After an absurdly long set-up period (especially absurd given that everything was already set up before the opening act came on), Wainwright’s band came out—featuring his sister Martha Wainwright on backup, Teddy Thompson on guitar, Jeff Hill on bass, Butch Norton from the Eels on drums, and John Ballinger on just about everything else—followed shortly afterward by Rufus himself. The audience literally squealed in delight before he had even played a note, so even when Wainwright (looking more than a little like Keith Partridge in his tight-fitting open-necked shirt and feathered hair) kicked off with a rather rough version of “Grey Gardens”, they lapped it up. And they continued to lap it up throughout the show, regardless of its musical merits or, at times, lack thereof.
Later in the set, in a bit of geographic pandering, Rufus mentioned that he had spent time in Michigan as a youth at the arts camp Interlochen. A fitting reference since, at times, particularly in the first third of the show, that’s precisely what this concert seemed like: a music camp featuring a troupe of youngsters—with loads of talent and very little inner critic—getting up on stage and making a whole lot of noise. Some of this “noise” can be blamed on the poor acoustics of the venue (a place that, while lovely to look at, has made even Brian Wilson’s should-be-patented interpretation of the Wall of Sound come off as sheer cacophony), but the rest of the fault can probably be placed on putting a bunch of solo performers on a stage as a backup band and expecting them not to each try to put on their own little showcase. Heck, even the drummer seemed to be begging for attention by donning a cowboy hat for some of the numbers. “Evil Angel”, introduced amusingly by Rufus as “the crazy rock song—think Pittsburgh,” was the nadir of this egocentric approach, with Rufus stopping and giggling over and over while the band blithely played on, Martha caterwauling her throat raw, and every instrument seemingly out of step with the others.
When the band stepped back right after this and Rufus did his me-and-my-piano bit on “In a Graveyard” and “La Complainte de la Butte”, and his me-and-my-microphone bit for Leonard Cohen’s “Hallelujah”, things took a decided turn for the better. In those moments he finally managed to convey the breathtaking intimacy of his recordings and call more attention to the performance than the performer. When his full band returned for a rendition of one of his father Loudon Wainwright’s songs, the good vibes lingered. With Rufus, Martha, and Teddy Thompson trading off verses and the band lending subtle accompaniment, “One Man Guy” (ironically, an anthem of individualism) provided the most nuanced full band performance and a highlight of the night, with everyone taking their turn and no one else’s.
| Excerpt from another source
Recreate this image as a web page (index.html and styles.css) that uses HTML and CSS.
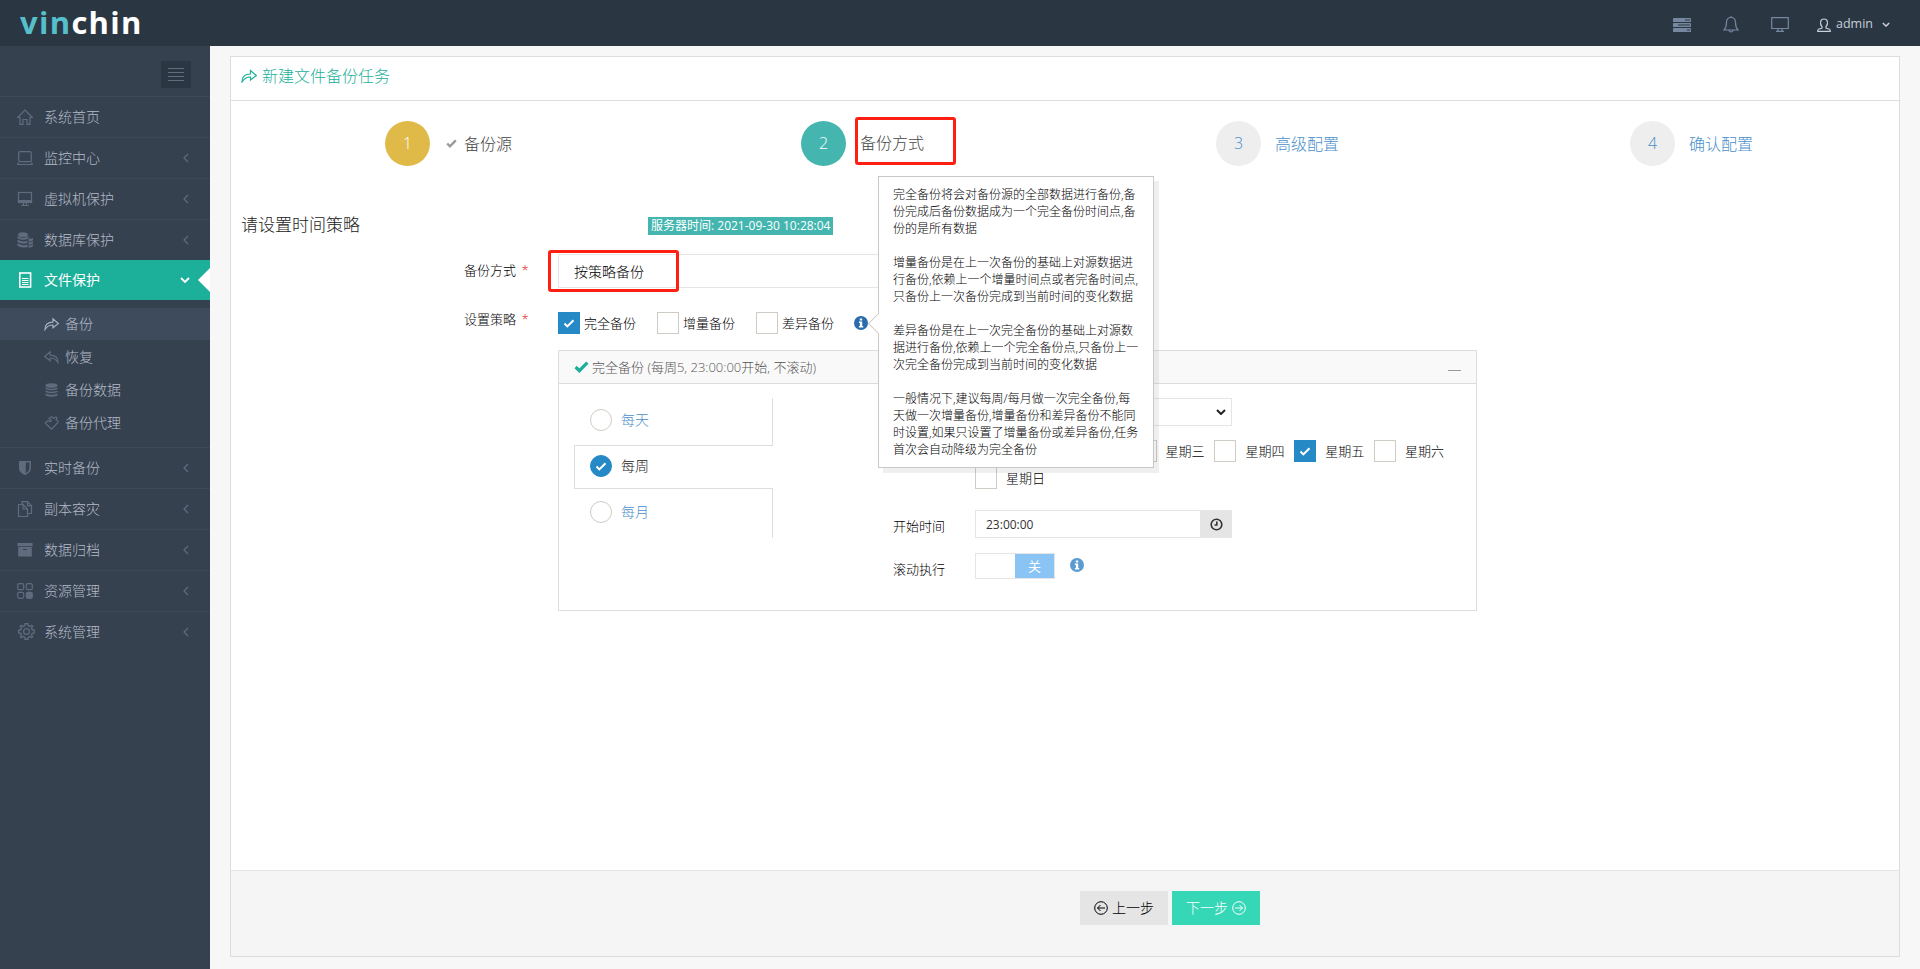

Unfortunately, this harmoniousness did not remain consistently through to the end, though late set highlights included Wainwright’s note-perfect cover of “Across the Universe” and a hip-gyrating encore of the hedonistic “Instant Pleasure”. Although Wainwright and company played nearly every song from his latest album, Poses, a few songs from his first album, Rufus Wainwright, and threw in a bunch of covers and soundtrack hits, the whole show had a rushed feeling, fueled by Rufus’ hyperactive stage patter (most of which was barely intelligible over the audience’s own hyperactive response) and manic conducting style (at times he was practically running from piano to guitar to microphone to start a song). There were also screw-ups a-plenty, with distracting false starts, flubs, and missed passages in at least a quarter of the numbers—sloppiness which stood in sharp contrast to the impeccable production quality of his recordings. Perhaps the constant references to their break-of-dawn taping for The Rosie O’Donnell Show the next day provided the reason for this hurry-up offense—the show needed to be in the can early so the band could get their beauty sleep.
Uneven or not, the spectacle was clearly relished by the highly vocal audience, who continually wept, screamed, and called out with those avowals of love and lust that must be so thoroughly commonplace to the golden boy by now, and even gave him a standing ovation at the end of the regular set and each encore. Wainwright was gracious in his acceptance of all this adoration, and his feigned surprise when he came out for his encores was even pretty convincing. And therein lies the key to his live performance, especially on a night where so much seemed to be off. Rufus Wainwright is the quintessential performer, able to make every audience believe that they are “the best” audience and that their show is the “most fun” show of the tour, when really they are just another night in an endless string. On this night, I guess, believing was better than seeing.